22. The sample Mr. Surber gave on March 11, 2007 tested positive for cocaine, and combined with a later positive drug screen resulted in a hearing at which he was required to re-enter the DART program at Cherry Hospital.
23. One or more positive drug screens are a method by which a probationer may be ordered into the drug rehabilitation program at DART Cherry. The probationer could not be sent to DART for refusing drug screens.
24. As a result of Mr. Surber’s second commitment to DART Cherry for drug treatment, he successfully kicked his drug habit, which allowed him to complete his probation successfully.
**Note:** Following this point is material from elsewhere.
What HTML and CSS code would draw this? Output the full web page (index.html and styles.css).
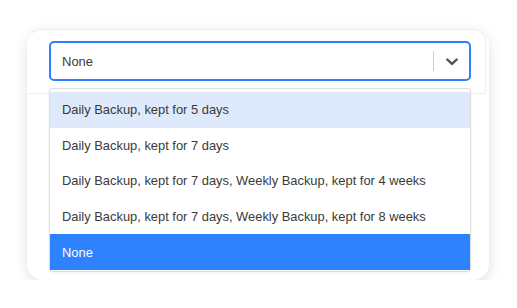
FILE: index.html
```html
<!DOCTYPE html>
<html>
<head>
<meta charset="utf-8">
<link rel="stylesheet" href="styles.css">
</head>
<body>
<div class="card">
  <div class="panel">
    <div class="select">
      <div class="control">
        <span class="value">None</span>
        <div class="indicators">
          <span class="sep"></span>
          <svg class="chev" width="12" height="8" viewBox="0 0 12 8"><path d="M1.4 1.6 L6 5.9 L10.6 1.6" fill="none" stroke="#555" stroke-width="2.5" stroke-linecap="round" stroke-linejoin="round"/></svg>
        </div>
      </div>
      <div class="menu">
        <div class="opt focus">Daily Backup, kept for 5 days</div>
        <div class="opt">Daily Backup, kept for 7 days</div>
        <div class="opt">Daily Backup, kept for 7 days, Weekly Backup, kept for 4 weeks</div>
        <div class="opt">Daily Backup, kept for 7 days, Weekly Backup, kept for 8 weeks</div>
        <div class="opt selected">None</div>
      </div>
    </div>
  </div>
</div>
</body>
</html>
```
FILE: styles.css
```css
html, body { margin: 0; background: #fff; }
body {
  padding: 29px 0 0 27px;
  font-family: "Liberation Sans", Arial, sans-serif;
  color: #3a3a3a;
}
.card {
  width: 462px;
  height: 251px;
  background: #fff;
  border-radius: 16px;
  box-shadow: 0 4px 14px rgba(0,0,0,0.12);
}
.panel {
  border: 1px solid #eee;
  border-left-color: transparent;
  border-radius: 14px 12px 0 0;
  padding: 11px 0 0 21px;
  width: 436px;
  height: 52px;
}
.select { position: relative; width: 422px; }
.control {
  height: 40px;
  box-sizing: border-box;
  border: 2px solid #2f80fc;
  border-radius: 5px;
  display: flex;
  align-items: center;
  padding-left: 11px;
  background: #fff;
}
.value { flex: 1; font-size: 13px; color: #3a3a3a; }
.indicators { display: flex; align-items: center; height: 100%; }
.sep { width: 1px; height: 20px; background: #ccc; }
.chev { margin: 1px 11px 0 12px; }
.menu {
  position: absolute;
  top: 47px;
  left: 0;
  width: 422px;
  box-sizing: border-box;
  background: #fff;
  border: 1px solid #ddd;
  border-radius: 4px;
  padding: 3px 0 1px;
  box-shadow: 0 1px 3px rgba(0,0,0,0.06);
}
.opt {
  height: 35.6px;
  display: flex;
  align-items: center;
  padding-left: 12px;
  font-size: 12.9px;
  color: #3a3a3a;
}
.opt.focus { background: #dee9fc; }
.opt.selected { background: #2f82fd; color: #fff; }
```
25. The procedure used by Mr. Surber and the Petitioner to allow Mr. Surber to produce a urine sample after stripping completely naked was humiliating, but not more humiliating than the standard procedure. Mr. Surber had stripped to produce a urine sample in prison.
26. Mr. Surber told his wife about the naked collection procedure soon after it occurred on March 11, 2007.
27. Mr. Surber did not make or file any complaint regarding the use of this procedure to permit him to produce a urine sample until seventeen months later.
28. Approximately June of 2007, Mr. Surber complained on several occasions to CPPO Dennis Guy, the Petitioner’s immediate supervisor. Among his complaints was the frequency of the drug testing, but Mr. Surber made no mention or complaint regarding the method by which he had been giving the urine samples.
29. Between March 11, 2007, and November 2007, Mr. Surber, and his wife, made a number of complaints to the Petitioner’s supervisor, regarding other aspects of his supervision of Mr. Surber. In November 2007, Mr. Surber asked to meet with Petitioner’s direct supervisor, CPPO Guy, to discuss several instances where Petitioner had acted unprofessionally. Mr. Surber’s wife and his former boss also attended the meeting. Mr. Surber did not tell CPPO Guy about stripping naked for drug screens because he contends that he did not know it was against the rules or something that he did not have to do.